### Required work
Determine which lines contain the word "components", then copy those lines.
── Data shown
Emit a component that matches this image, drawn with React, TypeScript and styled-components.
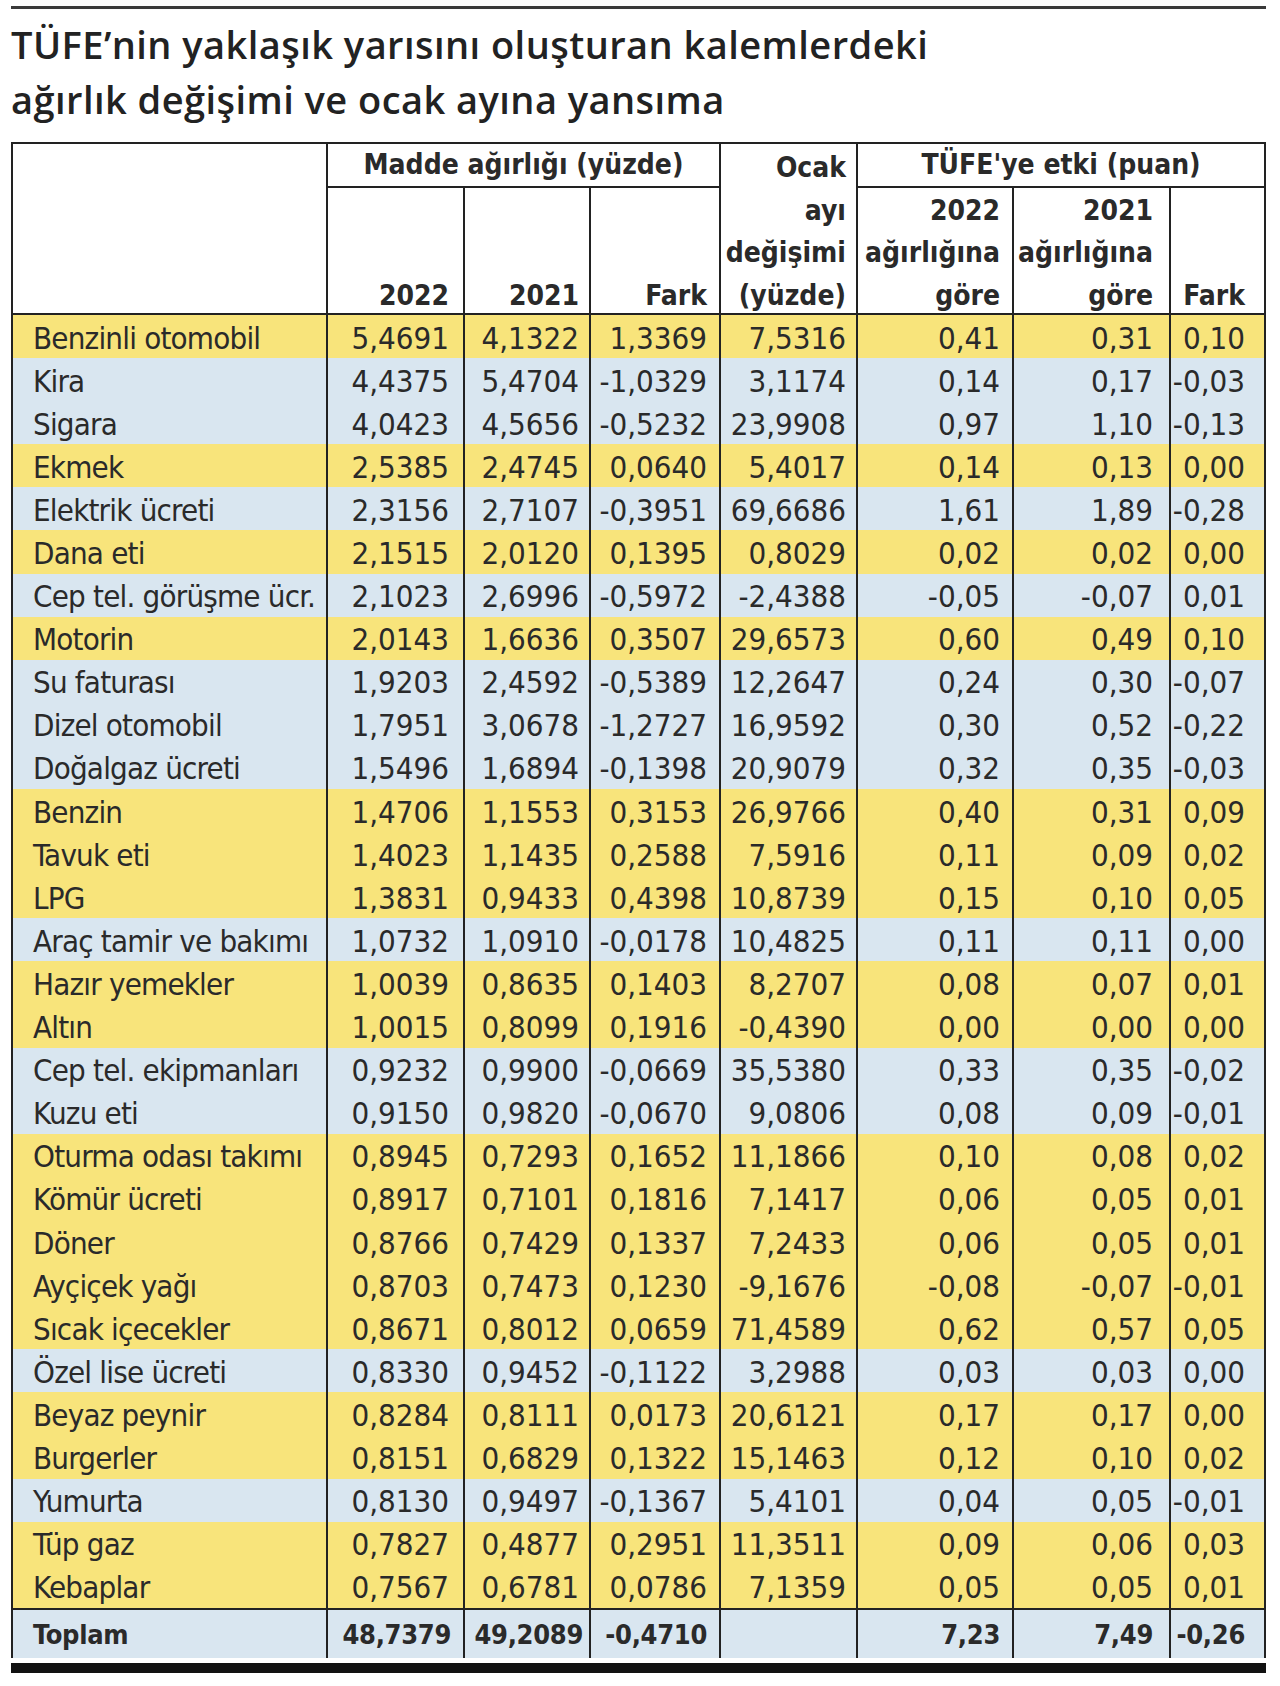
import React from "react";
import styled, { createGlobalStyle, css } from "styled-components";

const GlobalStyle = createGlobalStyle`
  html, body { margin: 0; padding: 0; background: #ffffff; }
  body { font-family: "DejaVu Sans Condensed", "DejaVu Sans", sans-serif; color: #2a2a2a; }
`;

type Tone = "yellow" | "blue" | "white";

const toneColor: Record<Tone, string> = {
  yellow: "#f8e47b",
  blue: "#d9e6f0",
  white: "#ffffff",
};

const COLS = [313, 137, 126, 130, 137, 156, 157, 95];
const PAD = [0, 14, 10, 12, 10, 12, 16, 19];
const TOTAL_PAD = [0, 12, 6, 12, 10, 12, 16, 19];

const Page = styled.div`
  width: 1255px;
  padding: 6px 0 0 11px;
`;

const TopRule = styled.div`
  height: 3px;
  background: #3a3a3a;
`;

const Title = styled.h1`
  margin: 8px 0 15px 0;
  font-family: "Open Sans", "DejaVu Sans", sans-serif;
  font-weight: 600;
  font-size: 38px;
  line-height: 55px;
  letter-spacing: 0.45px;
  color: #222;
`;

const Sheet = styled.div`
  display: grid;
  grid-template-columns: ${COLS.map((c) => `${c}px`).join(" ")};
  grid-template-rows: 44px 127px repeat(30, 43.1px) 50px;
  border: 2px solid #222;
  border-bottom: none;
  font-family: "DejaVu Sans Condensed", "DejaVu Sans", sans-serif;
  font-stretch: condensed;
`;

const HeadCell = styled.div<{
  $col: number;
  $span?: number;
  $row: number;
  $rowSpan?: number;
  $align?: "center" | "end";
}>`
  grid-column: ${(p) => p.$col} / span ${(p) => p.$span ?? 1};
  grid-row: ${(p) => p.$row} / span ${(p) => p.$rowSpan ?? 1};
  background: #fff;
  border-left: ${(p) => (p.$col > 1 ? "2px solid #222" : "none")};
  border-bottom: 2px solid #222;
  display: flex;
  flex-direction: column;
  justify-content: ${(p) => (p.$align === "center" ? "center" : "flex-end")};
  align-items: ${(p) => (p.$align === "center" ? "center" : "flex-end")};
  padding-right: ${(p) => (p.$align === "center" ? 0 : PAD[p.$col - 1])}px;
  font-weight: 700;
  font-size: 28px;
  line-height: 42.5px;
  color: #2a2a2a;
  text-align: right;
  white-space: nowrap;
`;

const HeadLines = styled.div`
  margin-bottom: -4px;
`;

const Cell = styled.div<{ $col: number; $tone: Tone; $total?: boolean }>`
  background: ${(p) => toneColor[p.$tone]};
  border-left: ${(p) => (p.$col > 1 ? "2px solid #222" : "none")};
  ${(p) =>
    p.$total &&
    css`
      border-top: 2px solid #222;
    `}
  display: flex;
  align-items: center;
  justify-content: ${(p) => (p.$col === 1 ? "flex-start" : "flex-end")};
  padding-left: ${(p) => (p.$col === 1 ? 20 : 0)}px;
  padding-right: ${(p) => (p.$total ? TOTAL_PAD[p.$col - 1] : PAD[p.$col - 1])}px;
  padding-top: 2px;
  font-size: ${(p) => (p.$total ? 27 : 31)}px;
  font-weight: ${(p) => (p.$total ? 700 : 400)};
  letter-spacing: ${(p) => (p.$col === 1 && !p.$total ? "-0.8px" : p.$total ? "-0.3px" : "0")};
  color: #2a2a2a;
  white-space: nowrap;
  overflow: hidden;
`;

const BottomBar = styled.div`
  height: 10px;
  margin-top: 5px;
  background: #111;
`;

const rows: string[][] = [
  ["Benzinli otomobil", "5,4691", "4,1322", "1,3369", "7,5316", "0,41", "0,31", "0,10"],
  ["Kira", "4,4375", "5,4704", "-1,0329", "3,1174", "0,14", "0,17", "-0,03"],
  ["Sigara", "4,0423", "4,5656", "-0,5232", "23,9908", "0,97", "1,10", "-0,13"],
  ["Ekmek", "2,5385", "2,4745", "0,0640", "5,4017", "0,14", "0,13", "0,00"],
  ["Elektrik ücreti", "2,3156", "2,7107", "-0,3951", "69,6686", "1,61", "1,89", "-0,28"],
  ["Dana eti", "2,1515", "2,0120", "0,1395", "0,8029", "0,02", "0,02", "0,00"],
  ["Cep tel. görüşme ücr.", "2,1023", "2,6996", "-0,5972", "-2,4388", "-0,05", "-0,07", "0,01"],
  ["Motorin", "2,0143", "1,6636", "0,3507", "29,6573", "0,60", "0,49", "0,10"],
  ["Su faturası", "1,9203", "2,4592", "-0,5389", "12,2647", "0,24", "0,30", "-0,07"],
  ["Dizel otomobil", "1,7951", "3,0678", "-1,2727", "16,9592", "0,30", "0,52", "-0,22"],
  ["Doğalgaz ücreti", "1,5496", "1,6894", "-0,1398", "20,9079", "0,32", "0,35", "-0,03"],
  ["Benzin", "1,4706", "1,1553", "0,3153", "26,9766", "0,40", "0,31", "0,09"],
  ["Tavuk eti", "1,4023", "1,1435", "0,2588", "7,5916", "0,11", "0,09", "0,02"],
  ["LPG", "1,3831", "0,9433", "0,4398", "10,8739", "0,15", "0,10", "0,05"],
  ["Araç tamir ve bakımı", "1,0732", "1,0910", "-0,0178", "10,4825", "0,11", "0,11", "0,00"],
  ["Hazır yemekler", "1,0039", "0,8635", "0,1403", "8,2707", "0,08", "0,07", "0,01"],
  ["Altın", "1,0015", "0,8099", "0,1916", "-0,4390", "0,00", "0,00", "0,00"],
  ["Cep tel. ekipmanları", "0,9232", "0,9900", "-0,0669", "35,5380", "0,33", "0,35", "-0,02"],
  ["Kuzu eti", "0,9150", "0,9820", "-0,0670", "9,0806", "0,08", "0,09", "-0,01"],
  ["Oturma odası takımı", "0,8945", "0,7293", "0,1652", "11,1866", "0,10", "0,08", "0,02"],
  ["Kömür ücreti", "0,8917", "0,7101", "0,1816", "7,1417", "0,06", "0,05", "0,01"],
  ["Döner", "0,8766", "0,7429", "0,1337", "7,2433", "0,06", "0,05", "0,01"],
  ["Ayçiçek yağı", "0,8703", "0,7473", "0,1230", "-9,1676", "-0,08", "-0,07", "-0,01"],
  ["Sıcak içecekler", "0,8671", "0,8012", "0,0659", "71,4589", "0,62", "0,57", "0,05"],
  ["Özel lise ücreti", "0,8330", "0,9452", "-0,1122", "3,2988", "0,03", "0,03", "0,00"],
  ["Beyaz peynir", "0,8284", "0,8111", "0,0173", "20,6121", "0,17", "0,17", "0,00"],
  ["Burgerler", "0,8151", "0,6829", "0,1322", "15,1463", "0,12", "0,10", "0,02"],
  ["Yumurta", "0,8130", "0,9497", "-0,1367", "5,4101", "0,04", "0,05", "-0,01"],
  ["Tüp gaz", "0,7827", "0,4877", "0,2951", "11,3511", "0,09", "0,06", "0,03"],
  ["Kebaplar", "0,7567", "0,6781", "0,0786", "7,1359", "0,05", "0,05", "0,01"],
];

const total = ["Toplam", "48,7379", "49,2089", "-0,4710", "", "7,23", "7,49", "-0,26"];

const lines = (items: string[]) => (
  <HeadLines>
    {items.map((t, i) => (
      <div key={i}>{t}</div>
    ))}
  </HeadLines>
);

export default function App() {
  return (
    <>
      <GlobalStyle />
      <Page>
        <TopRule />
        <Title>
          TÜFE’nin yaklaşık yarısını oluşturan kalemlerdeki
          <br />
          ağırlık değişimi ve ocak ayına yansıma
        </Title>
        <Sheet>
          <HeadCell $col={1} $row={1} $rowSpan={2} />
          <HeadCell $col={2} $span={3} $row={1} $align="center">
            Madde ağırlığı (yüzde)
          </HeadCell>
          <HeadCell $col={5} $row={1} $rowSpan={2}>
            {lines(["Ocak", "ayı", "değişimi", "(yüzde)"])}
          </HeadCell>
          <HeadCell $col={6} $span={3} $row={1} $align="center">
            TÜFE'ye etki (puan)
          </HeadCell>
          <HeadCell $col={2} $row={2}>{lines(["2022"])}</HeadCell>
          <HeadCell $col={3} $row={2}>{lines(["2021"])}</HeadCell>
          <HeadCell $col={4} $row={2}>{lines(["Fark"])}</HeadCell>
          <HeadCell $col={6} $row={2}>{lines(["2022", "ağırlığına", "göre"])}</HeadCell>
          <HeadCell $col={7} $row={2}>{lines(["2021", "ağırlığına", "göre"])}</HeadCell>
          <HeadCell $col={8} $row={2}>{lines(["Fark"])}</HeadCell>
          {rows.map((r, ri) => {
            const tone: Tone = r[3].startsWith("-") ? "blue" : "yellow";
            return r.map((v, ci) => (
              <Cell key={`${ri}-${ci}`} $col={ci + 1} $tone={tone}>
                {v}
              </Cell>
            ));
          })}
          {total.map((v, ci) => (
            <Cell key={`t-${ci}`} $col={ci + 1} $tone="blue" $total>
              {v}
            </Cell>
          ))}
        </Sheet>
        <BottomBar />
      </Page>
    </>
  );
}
────
### Response to this exercise
Emit a component that matches this image, drawn with React, TypeScript and styled-components.
import styled, { createGlobalStyle, css } from "styled-components";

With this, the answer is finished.